▶ _DATA SECTION_:
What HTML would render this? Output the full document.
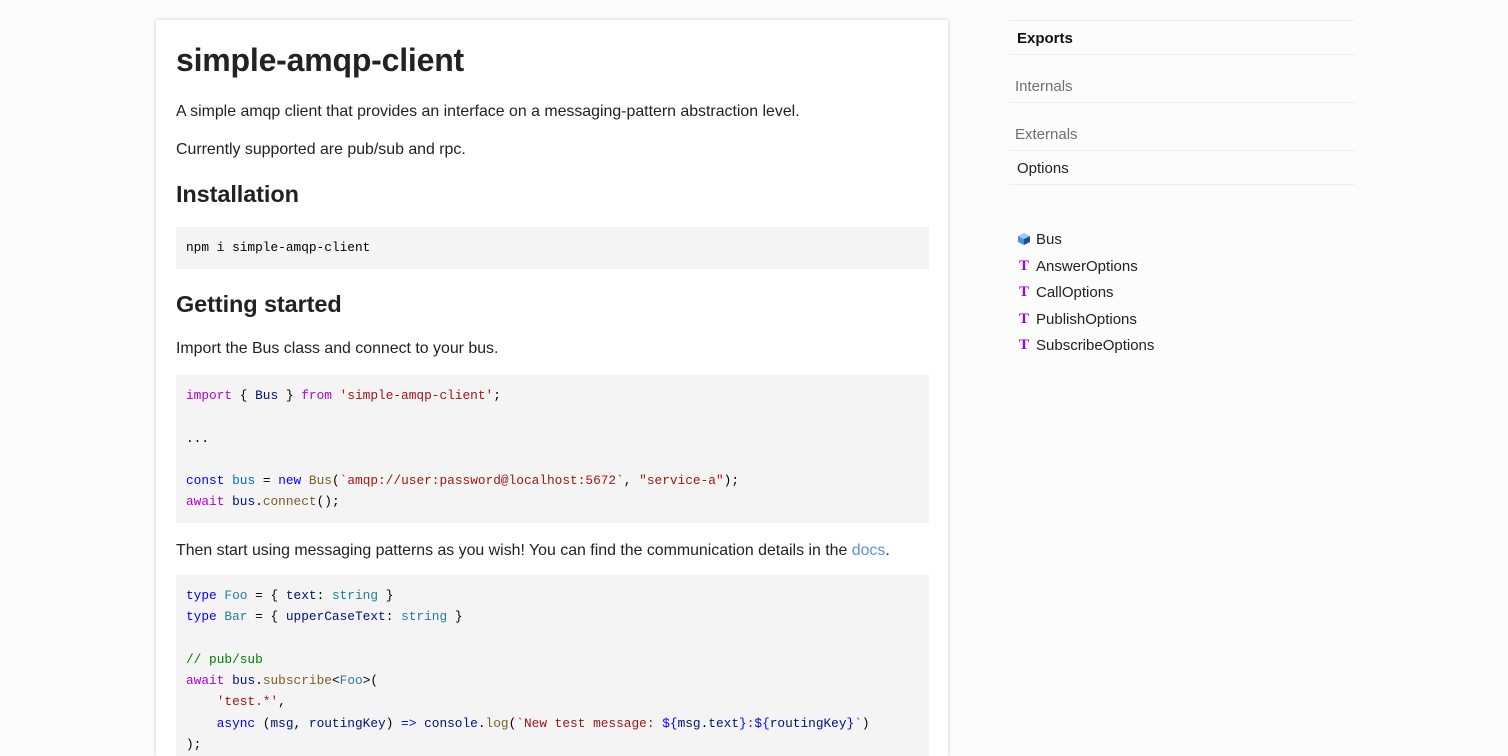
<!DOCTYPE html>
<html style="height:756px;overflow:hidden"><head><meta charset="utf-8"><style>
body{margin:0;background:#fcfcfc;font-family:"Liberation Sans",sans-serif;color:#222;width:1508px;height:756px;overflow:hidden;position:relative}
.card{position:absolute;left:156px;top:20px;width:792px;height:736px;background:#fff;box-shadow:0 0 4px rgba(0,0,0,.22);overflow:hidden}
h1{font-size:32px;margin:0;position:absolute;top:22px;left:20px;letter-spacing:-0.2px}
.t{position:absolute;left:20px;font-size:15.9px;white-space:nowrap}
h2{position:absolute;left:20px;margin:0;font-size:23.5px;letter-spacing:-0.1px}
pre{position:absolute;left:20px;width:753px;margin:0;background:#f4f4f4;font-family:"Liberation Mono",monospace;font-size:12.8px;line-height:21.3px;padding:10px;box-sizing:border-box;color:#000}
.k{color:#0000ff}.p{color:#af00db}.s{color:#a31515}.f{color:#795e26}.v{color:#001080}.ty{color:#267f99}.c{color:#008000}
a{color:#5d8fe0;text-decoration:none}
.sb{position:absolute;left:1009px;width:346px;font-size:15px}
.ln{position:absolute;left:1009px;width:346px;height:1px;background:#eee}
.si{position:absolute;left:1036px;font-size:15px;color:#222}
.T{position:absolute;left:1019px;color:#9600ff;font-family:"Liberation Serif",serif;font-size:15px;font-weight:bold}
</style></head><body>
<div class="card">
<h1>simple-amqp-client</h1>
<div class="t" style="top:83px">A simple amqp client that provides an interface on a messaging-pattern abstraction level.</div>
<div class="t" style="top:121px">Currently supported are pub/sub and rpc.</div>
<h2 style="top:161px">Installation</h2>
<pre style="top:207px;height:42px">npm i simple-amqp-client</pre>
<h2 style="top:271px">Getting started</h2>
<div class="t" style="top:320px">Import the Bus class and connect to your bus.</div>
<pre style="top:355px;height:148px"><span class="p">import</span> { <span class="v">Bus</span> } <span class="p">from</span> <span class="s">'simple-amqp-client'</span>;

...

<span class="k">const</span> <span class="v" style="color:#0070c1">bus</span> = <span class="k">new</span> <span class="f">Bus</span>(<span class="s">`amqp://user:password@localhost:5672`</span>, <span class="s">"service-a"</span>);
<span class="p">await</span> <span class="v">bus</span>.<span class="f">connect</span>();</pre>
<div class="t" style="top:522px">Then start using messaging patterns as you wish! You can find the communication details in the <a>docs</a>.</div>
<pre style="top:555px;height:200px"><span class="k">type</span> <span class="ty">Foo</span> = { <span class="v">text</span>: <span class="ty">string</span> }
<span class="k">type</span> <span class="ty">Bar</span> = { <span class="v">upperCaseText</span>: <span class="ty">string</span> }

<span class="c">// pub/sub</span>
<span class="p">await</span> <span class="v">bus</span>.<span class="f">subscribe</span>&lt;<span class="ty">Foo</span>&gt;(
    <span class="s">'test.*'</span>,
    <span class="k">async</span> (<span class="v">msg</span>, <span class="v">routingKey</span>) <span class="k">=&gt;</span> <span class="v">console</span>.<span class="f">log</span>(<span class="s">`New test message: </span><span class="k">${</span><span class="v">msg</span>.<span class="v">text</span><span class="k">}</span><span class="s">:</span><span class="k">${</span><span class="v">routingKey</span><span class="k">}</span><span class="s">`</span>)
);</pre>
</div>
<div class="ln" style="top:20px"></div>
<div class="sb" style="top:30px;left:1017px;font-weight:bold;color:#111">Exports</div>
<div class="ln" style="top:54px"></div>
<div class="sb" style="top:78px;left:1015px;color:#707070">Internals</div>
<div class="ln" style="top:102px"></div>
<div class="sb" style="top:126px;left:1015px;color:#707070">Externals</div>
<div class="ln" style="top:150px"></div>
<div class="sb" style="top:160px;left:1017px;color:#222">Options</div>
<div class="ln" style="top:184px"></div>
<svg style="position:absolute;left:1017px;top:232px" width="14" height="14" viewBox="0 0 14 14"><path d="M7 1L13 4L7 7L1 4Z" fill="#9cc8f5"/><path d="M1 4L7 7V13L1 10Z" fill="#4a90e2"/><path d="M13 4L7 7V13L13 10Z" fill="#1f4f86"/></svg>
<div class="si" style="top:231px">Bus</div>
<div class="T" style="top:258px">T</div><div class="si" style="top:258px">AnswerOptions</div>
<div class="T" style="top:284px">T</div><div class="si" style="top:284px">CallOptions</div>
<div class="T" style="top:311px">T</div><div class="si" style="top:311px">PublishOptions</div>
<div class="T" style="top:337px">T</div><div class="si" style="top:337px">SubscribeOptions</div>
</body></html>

▶ _GIVEN REQUEST_: Omit the pictures and reproduce the listing exactly.

▶ _SOLUTION_:
What HTML would render this? Output the full document.
<!DOCTYPE html>
<html style="height:756px;overflow:hidden"><head><meta charset="utf-8"><style>
body{margin:0;background:#fcfcfc;font-family:"Liberation Sans",sans-serif;color:#222;width:1508px;height:756px;overflow:hidden;position:relative}
.card{position:absolute;left:156px;top:20px;width:792px;height:736px;background:#fff;box-shadow:0 0 4px rgba(0,0,0,.22);overflow:hidden}
h1{font-size:32px;margin:0;position:absolute;top:22px;left:20px;letter-spacing:-0.2px}
.t{position:absolute;left:20px;font-size:15.9px;white-space:nowrap}
h2{position:absolute;left:20px;margin:0;font-size:23.5px;letter-spacing:-0.1px}
pre{position:absolute;left:20px;width:753px;margin:0;background:#f4f4f4;font-family:"Liberation Mono",monospace;font-size:12.8px;line-height:21.3px;padding:10px;box-sizing:border-box;color:#000}
.k{color:#0000ff}.p{color:#af00db}.s{color:#a31515}.f{color:#795e26}.v{color:#001080}.ty{color:#267f99}.c{color:#008000}
a{color:#5d8fe0;text-decoration:none}
.sb{position:absolute;left:1009px;width:346px;font-size:15px}
.ln{position:absolute;left:1009px;width:346px;height:1px;background:#eee}
.si{position:absolute;left:1036px;font-size:15px;color:#222}
.T{position:absolute;left:1019px;color:#9600ff;font-family:"Liberation Serif",serif;font-size:15px;font-weight:bold}
</style></head><body>
<div class="card">
<h1>simple-amqp-client</h1>
<div class="t" style="top:83px">A simple amqp client that provides an interface on a messaging-pattern abstraction level.</div>
<div class="t" style="top:121px">Currently supported are pub/sub and rpc.</div>
<h2 style="top:161px">Installation</h2>
<pre style="top:207px;height:42px">npm i simple-amqp-client</pre>
<h2 style="top:271px">Getting started</h2>
<div class="t" style="top:320px">Import the Bus class and connect to your bus.</div>
<pre style="top:355px;height:148px"><span class="p">import</span> { <span class="v">Bus</span> } <span class="p">from</span> <span class="s">'simple-amqp-client'</span>;

...

<span class="k">const</span> <span class="v" style="color:#0070c1">bus</span> = <span class="k">new</span> <span class="f">Bus</span>(<span class="s">`amqp://user:password@localhost:5672`</span>, <span class="s">"service-a"</span>);
<span class="p">await</span> <span class="v">bus</span>.<span class="f">connect</span>();</pre>
<div class="t" style="top:522px">Then start using messaging patterns as you wish! You can find the communication details in the <a>docs</a>.</div>
<pre style="top:555px;height:200px"><span class="k">type</span> <span class="ty">Foo</span> = { <span class="v">text</span>: <span class="ty">string</span> }
<span class="k">type</span> <span class="ty">Bar</span> = { <span class="v">upperCaseText</span>: <span class="ty">string</span> }

<span class="c">// pub/sub</span>
<span class="p">await</span> <span class="v">bus</span>.<span class="f">subscribe</span>&lt;<span class="ty">Foo</span>&gt;(
    <span class="s">'test.*'</span>,
    <span class="k">async</span> (<span class="v">msg</span>, <span class="v">routingKey</span>) <span class="k">=&gt;</span> <span class="v">console</span>.<span class="f">log</span>(<span class="s">`New test message: </span><span class="k">${</span><span class="v">msg</span>.<span class="v">text</span><span class="k">}</span><span class="s">:</span><span class="k">${</span><span class="v">routingKey</span><span class="k">}</span><span class="s">`</span>)
);</pre>
</div>
<div class="ln" style="top:20px"></div>
<div class="sb" style="top:30px;left:1017px;font-weight:bold;color:#111">Exports</div>
<div class="ln" style="top:54px"></div>
<div class="sb" style="top:78px;left:1015px;color:#707070">Internals</div>
<div class="ln" style="top:102px"></div>
<div class="sb" style="top:126px;left:1015px;color:#707070">Externals</div>
<div class="ln" style="top:150px"></div>
<div class="sb" style="top:160px;left:1017px;color:#222">Options</div>
<div class="ln" style="top:184px"></div>
<svg style="position:absolute;left:1017px;top:232px" width="14" height="14" viewBox="0 0 14 14"><path d="M7 1L13 4L7 7L1 4Z" fill="#9cc8f5"/><path d="M1 4L7 7V13L1 10Z" fill="#4a90e2"/><path d="M13 4L7 7V13L13 10Z" fill="#1f4f86"/></svg>
<div class="si" style="top:231px">Bus</div>
<div class="T" style="top:258px">T</div><div class="si" style="top:258px">AnswerOptions</div>
<div class="T" style="top:284px">T</div><div class="si" style="top:284px">CallOptions</div>
<div class="T" style="top:311px">T</div><div class="si" style="top:311px">PublishOptions</div>
<div class="T" style="top:337px">T</div><div class="si" style="top:337px">SubscribeOptions</div>
</body></html>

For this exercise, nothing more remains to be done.